Journalists Reflect on Edwards, and Tabloids

Walter Shapiro, in Salon:

"As a reporter covering my eighth presidential campaign, I am mostly interested in the journalistic lessons arising from my flawed character assessment of John Edwards. This was not a case of the Inside-the-Beltway Syndrome in which beloved Washington figures get every conceivable break from a sometimes gullible press corps. Edwards was always a bit of a political outsider (especially after he recast himself as the left-wing populist in the 2008 presidential field) and my affection for him was more idiosyncratic than reflective of press-bus groupthink…  My mistake about John Edwards was believing all his public boasts about his nearly perfect marriage.
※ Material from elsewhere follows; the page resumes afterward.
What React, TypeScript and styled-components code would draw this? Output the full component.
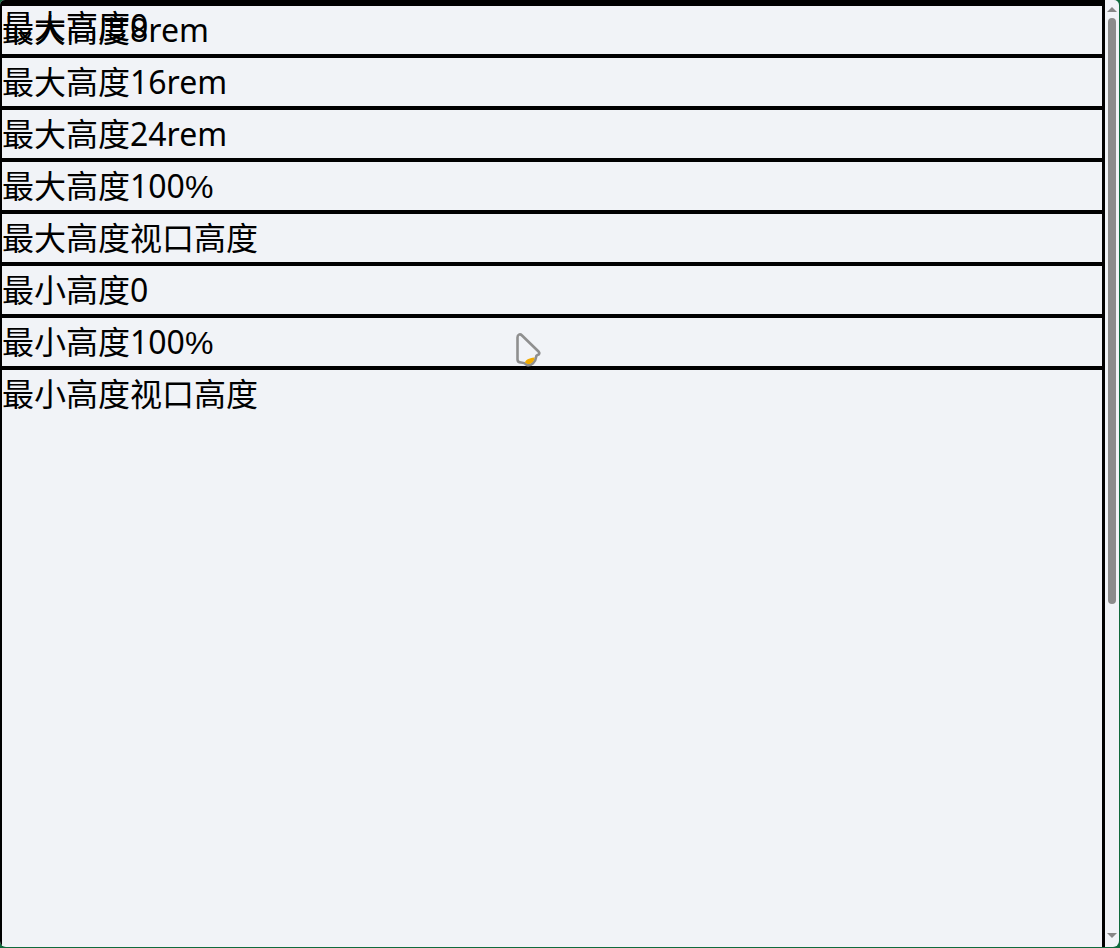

I allowed myself to judge him through the prism of his union with Elizabeth when I would have reached a far different conclusion if I had gazed through the lens of his dalliance with Rielle Hunter.

Ann-Louise Bardach, in a memorable 2004 piece about Arnold Schwarzenegger and the National Enquirer, describing how Schwarzenegger won the complicity of the tabloid in laying off the sleazy exposes while he was running for governor:

"In the last 15 years, the tabs have earned a reputation for nailing down hard-to-get stories for the simple reason that, unlike the mainstream media, they often pay sources and hire private investigators. The meshing of the tabs and the mainstream media went into high gear during the O.J. Simpson trial and was standard practice by the time of the Clinton-Lewinsky scandal. Schwarzenegger, of course, could have curbed his excessive behavior. But there is scant evidence of this having occurred before 2003….   Pecker still insists that Schwarzenegger does not have tabloid immunity. "Will I send 50 reporters to dig up something on my partner?" he asks. "No. I’m not going to do that. But if anything that’s newsworthy comes up, something that we know will sell, we’ll publish."

That would be David Pecker, chief exec of American Media, Inc, (AMI), the parent company of the National Enquirer and the Star.